The full 20-page defense statement of Sgt. Derviş Taş:
Dervis_tas_full_testimony
This was not the first time some generals in the Turkish military and the leadership at spy agency MIT had planned a false flag operation to create more conflicts with Syria. In January 2019 a Turkish court confirmed the authenticity of a leaked audio clip in which top-ranking Turkish officials are heard discussing the possibility of an intervention in Syria in a false flag operation conducted by MİT. In the leaked recording then-Foreign Minister Ahmet Davutoğlu, then-Foreign Ministry Undersecretary Feridun Sinirlioğlu, MİT chief Hakan Fidan and then-Deputy Chief of General Staff Gen. Yaşar Güler are heard discussing military operations in Syria in Davutoğlu’s Foreign Ministry office on March 13, 2013.
Fidan says in the recording: “If needed, I would dispatch four men to Syria. [Then] I would have them fire eight mortar shells at the Turkish side and create an excuse for war.”

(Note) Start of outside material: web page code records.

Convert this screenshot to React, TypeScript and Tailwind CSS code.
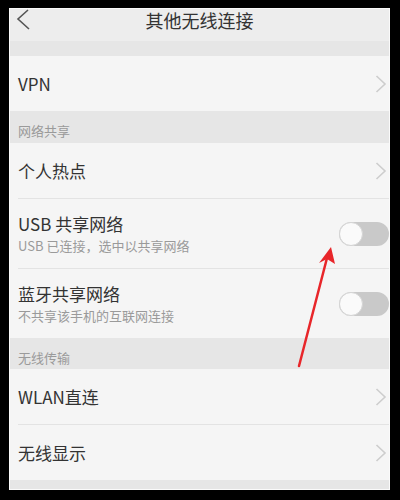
import React from 'react';

const font = { fontFamily: '"Noto Sans CJK SC", "Noto Sans", sans-serif' };

const Chevron: React.FC = () => (
  <svg width="12" height="18" viewBox="0 0 12 18" className="shrink-0">
    <path d="M1.5 1 L10 9 L1.5 17" fill="none" stroke="#cdcdcd" strokeWidth="1.6" />
  </svg>
);

const Toggle: React.FC = () => (
  <div className="relative w-[50px] h-[24px] rounded-full bg-[#c9c9c9] shrink-0">
    <div className="absolute left-0 top-0 w-[24px] h-[24px] rounded-full bg-[#fafafa] border border-[#d4d4d4]" />
  </div>
);

const LinkRow: React.FC<{ label: string; divider?: boolean }> = ({ label, divider }) => (
  <div className="flex flex-col bg-[#f5f5f5]">
    {divider && <div className="ml-[8px] h-px bg-[#e3e3e3]" />}
    <div className="flex items-center justify-between h-[55px] pl-[8px] pr-[2px]">
      <span className="text-[17px] leading-[22px] text-[#333]">{label}</span>
      <Chevron />
    </div>
  </div>
);

const SwitchRow: React.FC<{ label: string; hint: string }> = ({ label, hint }) => (
  <div className="flex flex-col bg-[#f5f5f5]">
    <div className="ml-[8px] h-px bg-[#e3e3e3]" />
    <div className="flex items-center justify-between h-[69px] pl-[8px] pr-0">
      <div className="flex flex-col gap-[2px]">
        <span className="text-[17px] leading-[22px] text-[#333]">{label}</span>
        <span className="text-[13px] leading-[18px] text-[#9a9a9a]">{hint}</span>
      </div>
      <Toggle />
    </div>
  </div>
);

const Section: React.FC<{ title: string; h: string }> = ({ title, h }) => (
  <div className={`${h} bg-[#e6e6e6] pl-[8px] pt-[12px]`}>
    <span className="block text-[13px] leading-[16px] text-[#9a9a9a]">{title}</span>
  </div>
);

export default function App() {
  return (
    <div className="relative w-[400px] h-[500px] bg-black pt-[8px] pl-[9px] pr-[10px] pb-[10px]" style={font}>
      <div className="flex flex-col h-full border border-[#fafafa] overflow-hidden bg-[#e6e6e6]">
        {/* 标题栏 */}
        <div className="relative h-[32px] bg-[#ededed] flex justify-center">
          <svg className="absolute left-[6px] top-0" width="14" height="22" viewBox="0 0 14 22">
            <path d="M12 1 L2 10 L13 20" fill="none" stroke="#555" strokeWidth="1.6" />
          </svg>
          <span className="text-[18px] leading-[22px] text-[#333]">其他无线连接</span>
        </div>
        <div className="h-[15px] bg-[#e6e6e6]" />
        <LinkRow label="VPN" />
        <Section title="网络共享" h="h-[32px]" />
        <LinkRow label="个人热点" />
        <SwitchRow label="USB 共享网络" hint="USB 已连接，选中以共享网络" />
        <SwitchRow label="蓝牙共享网络" hint="不共享该手机的互联网连接" />
        <Section title="无线传输" h="h-[31px]" />
        <LinkRow label="WLAN直连" />
        <LinkRow label="无线显示" divider />
        <div className="flex-1 bg-[#e6e6e6]" />
      </div>

      {/* 红色指示箭头 */}
      <svg className="absolute inset-0 pointer-events-none" width="400" height="500" viewBox="0 0 400 500">
        <path d="M299 366 L327 258" stroke="#e8262a" strokeWidth="2.5" strokeLinecap="round" />
        <polygon points="331,247 319,263 327,259 335,264" fill="#e8262a" />
      </svg>
    </div>
  );
}
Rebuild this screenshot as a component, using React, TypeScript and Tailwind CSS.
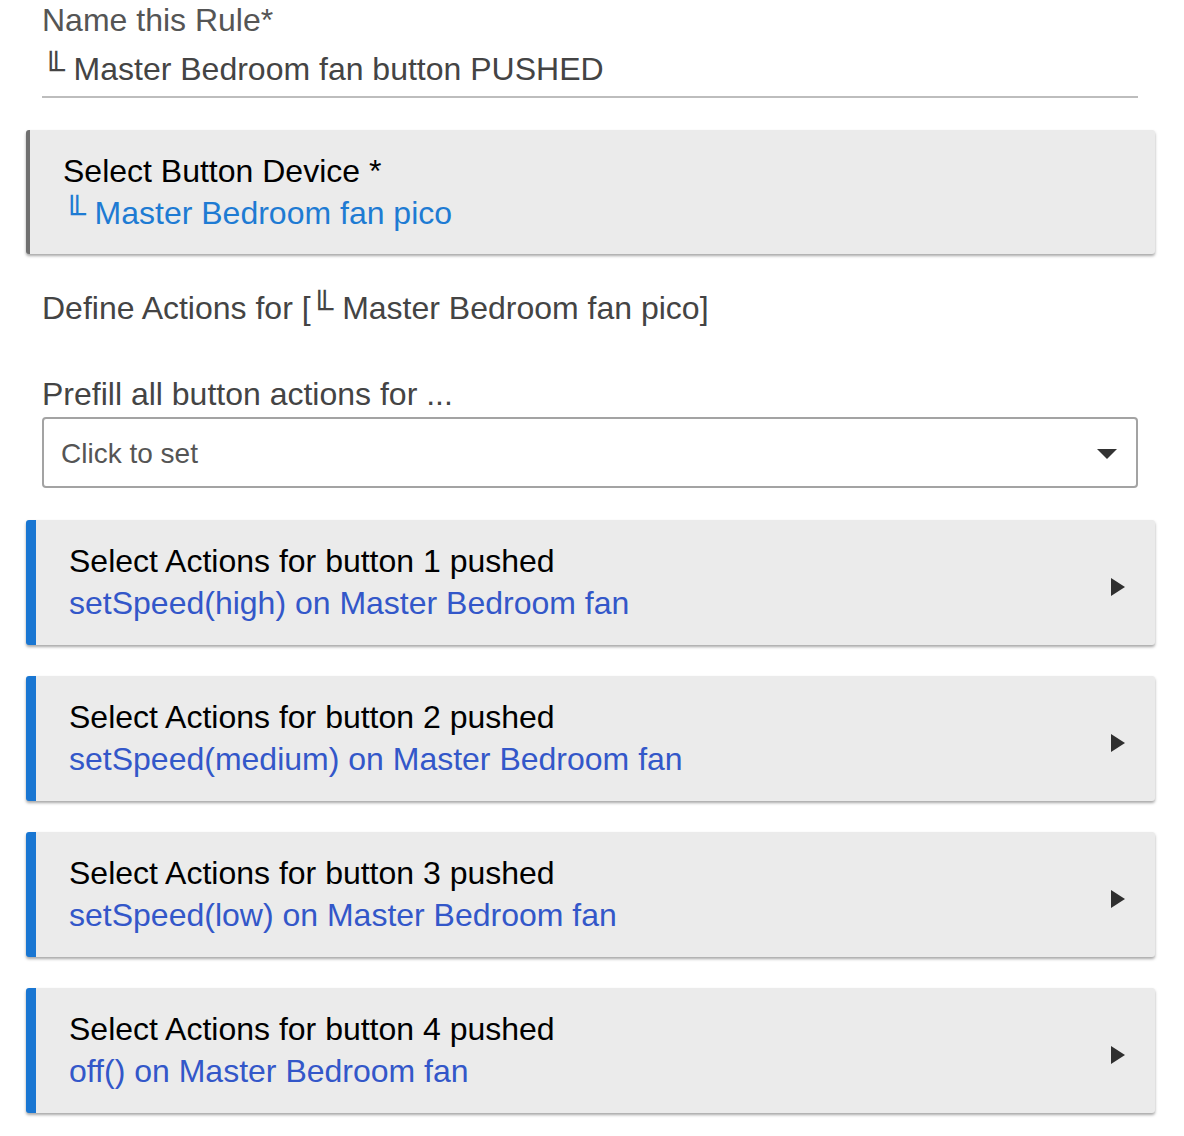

The judicial confirmation of the scandalous content was inadvertently revealed when the public prosecutor tried to pin the leak on a group critical of the government of President Erdogan as part of espionage charges. The statements in the leak, included in the indictment as allegations, were formally confirmed by the Ankara 4th High Criminal Court in a reasoned decision that was announced on Jan. 16, 2019.
“A top-secret meeting was held at the Foreign Ministry with the participation of the minister, his undersecretary, the MİT undersecretary and the deputy chief of general staff. The conversation in the meeting was illegally recorded for reasons of political and military espionage, and the recordings were posted online. The Ankara Chief Public Prosecutor’s Office launched this espionage case on March 27, 2014 in investigation file No. 2014/47602,” the court said in its ruling.
The investigation of the leak was turned into an indictment on June 6, 2016 under file No. E.2016/24769, and the same allegations were included in the indictment. The Ankara court announced its decision on February 17, 2017 but postponed the publication of its reasoned decision until January 2019.